◆ OBJECTIVE: Return all of the data exactly as written, without the pictures.
------------------------------------------------------------
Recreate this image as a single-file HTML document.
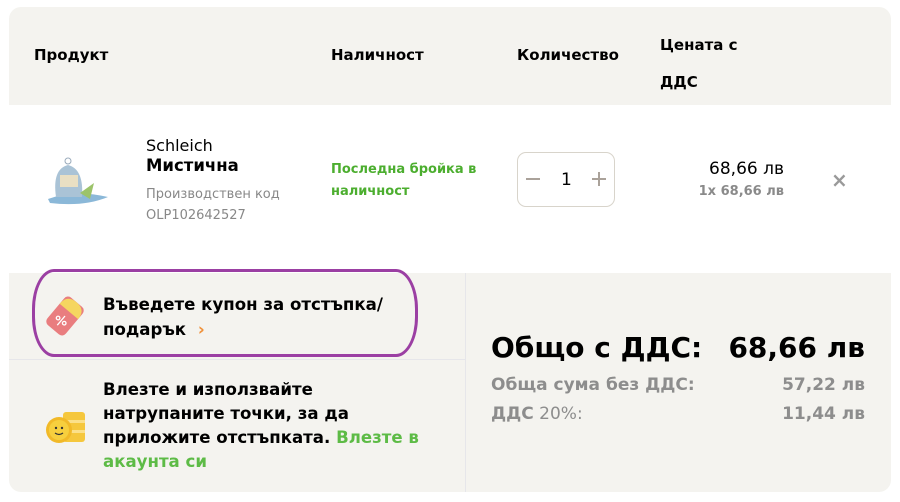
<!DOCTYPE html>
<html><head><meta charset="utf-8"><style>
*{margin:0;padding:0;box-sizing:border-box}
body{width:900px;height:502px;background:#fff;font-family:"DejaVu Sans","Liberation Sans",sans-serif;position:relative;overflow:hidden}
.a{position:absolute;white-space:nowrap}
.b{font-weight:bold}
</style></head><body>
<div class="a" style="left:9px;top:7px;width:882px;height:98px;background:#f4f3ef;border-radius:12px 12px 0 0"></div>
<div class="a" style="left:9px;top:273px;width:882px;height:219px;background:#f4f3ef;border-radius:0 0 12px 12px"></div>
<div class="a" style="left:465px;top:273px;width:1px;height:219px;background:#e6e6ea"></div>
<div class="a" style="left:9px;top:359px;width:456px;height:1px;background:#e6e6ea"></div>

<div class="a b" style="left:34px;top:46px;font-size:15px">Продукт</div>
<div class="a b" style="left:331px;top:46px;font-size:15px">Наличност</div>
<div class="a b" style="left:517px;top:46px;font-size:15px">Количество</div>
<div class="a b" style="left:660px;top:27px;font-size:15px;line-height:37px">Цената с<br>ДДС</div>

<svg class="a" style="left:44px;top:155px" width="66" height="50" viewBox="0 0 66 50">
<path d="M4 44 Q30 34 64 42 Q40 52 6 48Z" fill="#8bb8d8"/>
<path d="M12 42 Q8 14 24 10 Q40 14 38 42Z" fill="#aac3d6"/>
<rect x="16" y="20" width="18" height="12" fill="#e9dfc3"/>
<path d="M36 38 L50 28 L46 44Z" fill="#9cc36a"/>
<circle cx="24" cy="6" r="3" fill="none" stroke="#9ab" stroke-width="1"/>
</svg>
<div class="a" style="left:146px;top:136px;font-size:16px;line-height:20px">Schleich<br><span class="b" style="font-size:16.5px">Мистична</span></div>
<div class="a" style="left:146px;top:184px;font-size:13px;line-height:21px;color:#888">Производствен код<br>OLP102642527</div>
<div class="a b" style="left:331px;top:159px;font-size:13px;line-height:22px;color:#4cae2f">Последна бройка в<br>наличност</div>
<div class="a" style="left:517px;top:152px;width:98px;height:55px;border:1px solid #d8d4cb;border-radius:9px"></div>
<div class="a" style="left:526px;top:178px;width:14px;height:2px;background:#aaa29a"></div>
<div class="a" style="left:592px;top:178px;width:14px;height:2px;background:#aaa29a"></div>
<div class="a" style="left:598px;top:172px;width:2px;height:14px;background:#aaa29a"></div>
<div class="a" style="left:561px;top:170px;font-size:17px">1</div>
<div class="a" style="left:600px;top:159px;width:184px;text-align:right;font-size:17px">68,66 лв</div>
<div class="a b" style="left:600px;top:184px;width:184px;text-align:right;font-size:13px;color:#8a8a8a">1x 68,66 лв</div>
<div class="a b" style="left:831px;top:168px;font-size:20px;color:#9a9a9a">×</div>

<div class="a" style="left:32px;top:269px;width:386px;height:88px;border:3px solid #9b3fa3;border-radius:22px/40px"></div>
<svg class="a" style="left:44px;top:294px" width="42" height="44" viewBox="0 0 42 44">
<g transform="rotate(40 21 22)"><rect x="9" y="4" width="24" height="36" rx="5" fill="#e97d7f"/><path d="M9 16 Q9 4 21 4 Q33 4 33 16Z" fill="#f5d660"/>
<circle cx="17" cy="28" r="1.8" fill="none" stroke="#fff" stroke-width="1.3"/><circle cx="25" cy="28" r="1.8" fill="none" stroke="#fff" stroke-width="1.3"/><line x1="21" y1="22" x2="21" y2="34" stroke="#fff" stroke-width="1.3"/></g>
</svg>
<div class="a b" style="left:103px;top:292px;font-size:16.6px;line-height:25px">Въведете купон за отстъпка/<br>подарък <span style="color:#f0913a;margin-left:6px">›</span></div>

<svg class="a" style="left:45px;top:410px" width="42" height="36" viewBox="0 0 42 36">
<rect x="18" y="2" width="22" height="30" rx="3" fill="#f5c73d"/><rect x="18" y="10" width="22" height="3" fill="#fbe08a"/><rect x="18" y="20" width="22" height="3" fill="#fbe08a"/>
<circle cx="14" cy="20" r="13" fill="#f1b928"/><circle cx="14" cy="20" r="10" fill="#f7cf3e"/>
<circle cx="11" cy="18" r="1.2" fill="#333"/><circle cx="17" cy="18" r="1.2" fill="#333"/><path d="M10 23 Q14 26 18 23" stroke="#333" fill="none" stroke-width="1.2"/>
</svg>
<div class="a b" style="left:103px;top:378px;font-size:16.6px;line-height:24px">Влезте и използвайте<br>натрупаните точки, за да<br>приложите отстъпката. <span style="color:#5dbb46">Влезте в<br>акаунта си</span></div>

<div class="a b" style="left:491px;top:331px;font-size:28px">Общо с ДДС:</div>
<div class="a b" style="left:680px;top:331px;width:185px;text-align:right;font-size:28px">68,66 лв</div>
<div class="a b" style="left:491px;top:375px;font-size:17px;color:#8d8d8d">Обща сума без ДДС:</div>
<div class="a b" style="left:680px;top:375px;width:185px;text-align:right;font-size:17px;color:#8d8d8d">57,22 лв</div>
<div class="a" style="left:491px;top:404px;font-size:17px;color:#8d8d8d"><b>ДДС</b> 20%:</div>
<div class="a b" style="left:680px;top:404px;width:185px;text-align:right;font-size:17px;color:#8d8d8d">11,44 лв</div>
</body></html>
------------------------------------------------------------
◆ FINAL RESULT:
Recreate this image as a single-file HTML document.
<!DOCTYPE html>
<html><head><meta charset="utf-8"><style>
*{margin:0;padding:0;box-sizing:border-box}
body{width:900px;height:502px;background:#fff;font-family:"DejaVu Sans","Liberation Sans",sans-serif;position:relative;overflow:hidden}
.a{position:absolute;white-space:nowrap}
.b{font-weight:bold}
</style></head><body>
<div class="a" style="left:9px;top:7px;width:882px;height:98px;background:#f4f3ef;border-radius:12px 12px 0 0"></div>
<div class="a" style="left:9px;top:273px;width:882px;height:219px;background:#f4f3ef;border-radius:0 0 12px 12px"></div>
<div class="a" style="left:465px;top:273px;width:1px;height:219px;background:#e6e6ea"></div>
<div class="a" style="left:9px;top:359px;width:456px;height:1px;background:#e6e6ea"></div>

<div class="a b" style="left:34px;top:46px;font-size:15px">Продукт</div>
<div class="a b" style="left:331px;top:46px;font-size:15px">Наличност</div>
<div class="a b" style="left:517px;top:46px;font-size:15px">Количество</div>
<div class="a b" style="left:660px;top:27px;font-size:15px;line-height:37px">Цената с<br>ДДС</div>

<svg class="a" style="left:44px;top:155px" width="66" height="50" viewBox="0 0 66 50">
<path d="M4 44 Q30 34 64 42 Q40 52 6 48Z" fill="#8bb8d8"/>
<path d="M12 42 Q8 14 24 10 Q40 14 38 42Z" fill="#aac3d6"/>
<rect x="16" y="20" width="18" height="12" fill="#e9dfc3"/>
<path d="M36 38 L50 28 L46 44Z" fill="#9cc36a"/>
<circle cx="24" cy="6" r="3" fill="none" stroke="#9ab" stroke-width="1"/>
</svg>
<div class="a" style="left:146px;top:136px;font-size:16px;line-height:20px">Schleich<br><span class="b" style="font-size:16.5px">Мистична</span></div>
<div class="a" style="left:146px;top:184px;font-size:13px;line-height:21px;color:#888">Производствен код<br>OLP102642527</div>
<div class="a b" style="left:331px;top:159px;font-size:13px;line-height:22px;color:#4cae2f">Последна бройка в<br>наличност</div>
<div class="a" style="left:517px;top:152px;width:98px;height:55px;border:1px solid #d8d4cb;border-radius:9px"></div>
<div class="a" style="left:526px;top:178px;width:14px;height:2px;background:#aaa29a"></div>
<div class="a" style="left:592px;top:178px;width:14px;height:2px;background:#aaa29a"></div>
<div class="a" style="left:598px;top:172px;width:2px;height:14px;background:#aaa29a"></div>
<div class="a" style="left:561px;top:170px;font-size:17px">1</div>
<div class="a" style="left:600px;top:159px;width:184px;text-align:right;font-size:17px">68,66 лв</div>
<div class="a b" style="left:600px;top:184px;width:184px;text-align:right;font-size:13px;color:#8a8a8a">1x 68,66 лв</div>
<div class="a b" style="left:831px;top:168px;font-size:20px;color:#9a9a9a">×</div>

<div class="a" style="left:32px;top:269px;width:386px;height:88px;border:3px solid #9b3fa3;border-radius:22px/40px"></div>
<svg class="a" style="left:44px;top:294px" width="42" height="44" viewBox="0 0 42 44">
<g transform="rotate(40 21 22)"><rect x="9" y="4" width="24" height="36" rx="5" fill="#e97d7f"/><path d="M9 16 Q9 4 21 4 Q33 4 33 16Z" fill="#f5d660"/>
<circle cx="17" cy="28" r="1.8" fill="none" stroke="#fff" stroke-width="1.3"/><circle cx="25" cy="28" r="1.8" fill="none" stroke="#fff" stroke-width="1.3"/><line x1="21" y1="22" x2="21" y2="34" stroke="#fff" stroke-width="1.3"/></g>
</svg>
<div class="a b" style="left:103px;top:292px;font-size:16.6px;line-height:25px">Въведете купон за отстъпка/<br>подарък <span style="color:#f0913a;margin-left:6px">›</span></div>

<svg class="a" style="left:45px;top:410px" width="42" height="36" viewBox="0 0 42 36">
<rect x="18" y="2" width="22" height="30" rx="3" fill="#f5c73d"/><rect x="18" y="10" width="22" height="3" fill="#fbe08a"/><rect x="18" y="20" width="22" height="3" fill="#fbe08a"/>
<circle cx="14" cy="20" r="13" fill="#f1b928"/><circle cx="14" cy="20" r="10" fill="#f7cf3e"/>
<circle cx="11" cy="18" r="1.2" fill="#333"/><circle cx="17" cy="18" r="1.2" fill="#333"/><path d="M10 23 Q14 26 18 23" stroke="#333" fill="none" stroke-width="1.2"/>
</svg>
<div class="a b" style="left:103px;top:378px;font-size:16.6px;line-height:24px">Влезте и използвайте<br>натрупаните точки, за да<br>приложите отстъпката. <span style="color:#5dbb46">Влезте в<br>акаунта си</span></div>

<div class="a b" style="left:491px;top:331px;font-size:28px">Общо с ДДС:</div>
<div class="a b" style="left:680px;top:331px;width:185px;text-align:right;font-size:28px">68,66 лв</div>
<div class="a b" style="left:491px;top:375px;font-size:17px;color:#8d8d8d">Обща сума без ДДС:</div>
<div class="a b" style="left:680px;top:375px;width:185px;text-align:right;font-size:17px;color:#8d8d8d">57,22 лв</div>
<div class="a" style="left:491px;top:404px;font-size:17px;color:#8d8d8d"><b>ДДС</b> 20%:</div>
<div class="a b" style="left:680px;top:404px;width:185px;text-align:right;font-size:17px;color:#8d8d8d">11,44 лв</div>
</body></html>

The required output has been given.